Don’t get me wrong, these things are not necessarily bad things. I learned so much from being taught how to work at a young age. I was out of college before I learned how to sleep past 7 and even now I feel a little guilty about it. Learning how to work is not the problem. Working hard is not the problem. Far too many valuable lessons learned by that work to act as if it wasn’t a good thing. And if I am ever blessed with children, I will probably raise them much like how I was raised.


While I will forever be grateful to my mom and dad for teaching me – and always modeling – hard work, as I got older I realized that that constant pressure to work, work, work seemed to be an endless effort with no good results. What was the point of working all the time? Too often, my need to work was ultimately a need to prove myself – my self-esteem, my self-worth, my salvation, my peace of mind – and it was exhausting. I knew how to work for all kinds of reasons, but rarely, rarely did I work because it was a good and honorable thing done to bring glory to God. I did it for self, for money, for obligation, for identity, for fear of failure. And the list goes on.


Eventually, a loathing for work began to settle in me. I became – for lack of a better word – complacent. Tired of working to prove myself, I decided working hard was overrated and it would be much better to do just enough to get by. You weren’t going to catch me “working my life away.” No siree. I had done enough of that as a child and I was done.

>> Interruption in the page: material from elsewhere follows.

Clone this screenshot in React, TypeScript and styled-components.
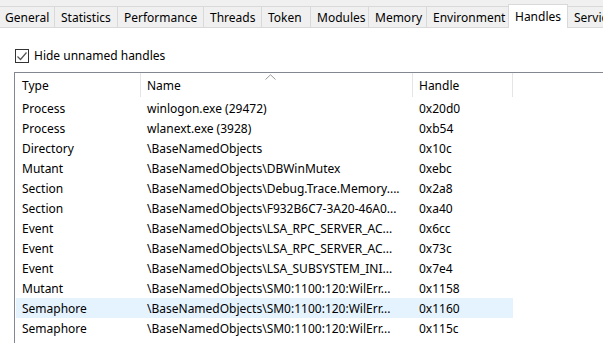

In a weird way, going overseas to the mission field didn’t help either. Once I got back, all jobs just seemed like, well…a job. I had been doing “important” work. God’s work. Spiritual work. Eternally significant work. Work that I loved. Only to come back and have to do work simply to pay the bills. It was all so purposeless and insignificant. It was fruitless and without meaning. I was searching for something much deeper than working just to earn a living and I was simply only willing to give so much of my time and energy to “a job.”


Over the last year, God has graciously been teaching me some hard earned lessons about work and my mindset towards it through Tim Keller’s Every Good Endeavor. What I found was that hard work itself was certainly not the problem, but rather the problem was found in the driving factor behind that hard work. I’m not gonna ruin the whole book for you because you really, really need to read it for yourself, but here are a couple of my favorite quotes from the book:

“Remember that something can be a vocation or calling only if some other party calls you to do it, and you do it for their sake rather than for your own. Our daily work can be a calling only if it is reconceived as God’s assignment to serve others. And that is exactly how the Bible teaches us to view work.”
“Not only are the most modest jobs – like plowing a field or digging a ditch – the ‘masks’ through which God cares for us, but so are the most basic social roles and tasks, such as voting, participating in public institutions, and being a father or mother. These are all God’s callings, all ways of doing God’s work in the world, all ways through which God distributes his gifts to us. Even the humblest farm girl is fulfilling God’s calling. As Luther preached, ‘God milks the cows through the vocation of the milk maids.’”

Like any well-learned lesson, I’m sure I’ll have to learn this one more than once. Who am I kidding? I’ve already learned it more than once and still struggling to learn it again. Reading this book wasn’t the first time I was introduced to this notion of all work being part of God’s cultural mandate to “fill the earth and subdue it” but it seems to have taken a deeper hold this time around.


If you feel discouraged in your work, feel purposeless in your work, feel complacent in your work, feel an endless striving and burnout in your work, feel a need to prove yourself in your work, feel like your work should be more “spiritual,” or feel like your work should be less consuming, do yourself a favor and buy this book. Read it. Remind yourself of the gospel. And apply the gospel to your life through some of the ultra-practical ways brought to life within its pages.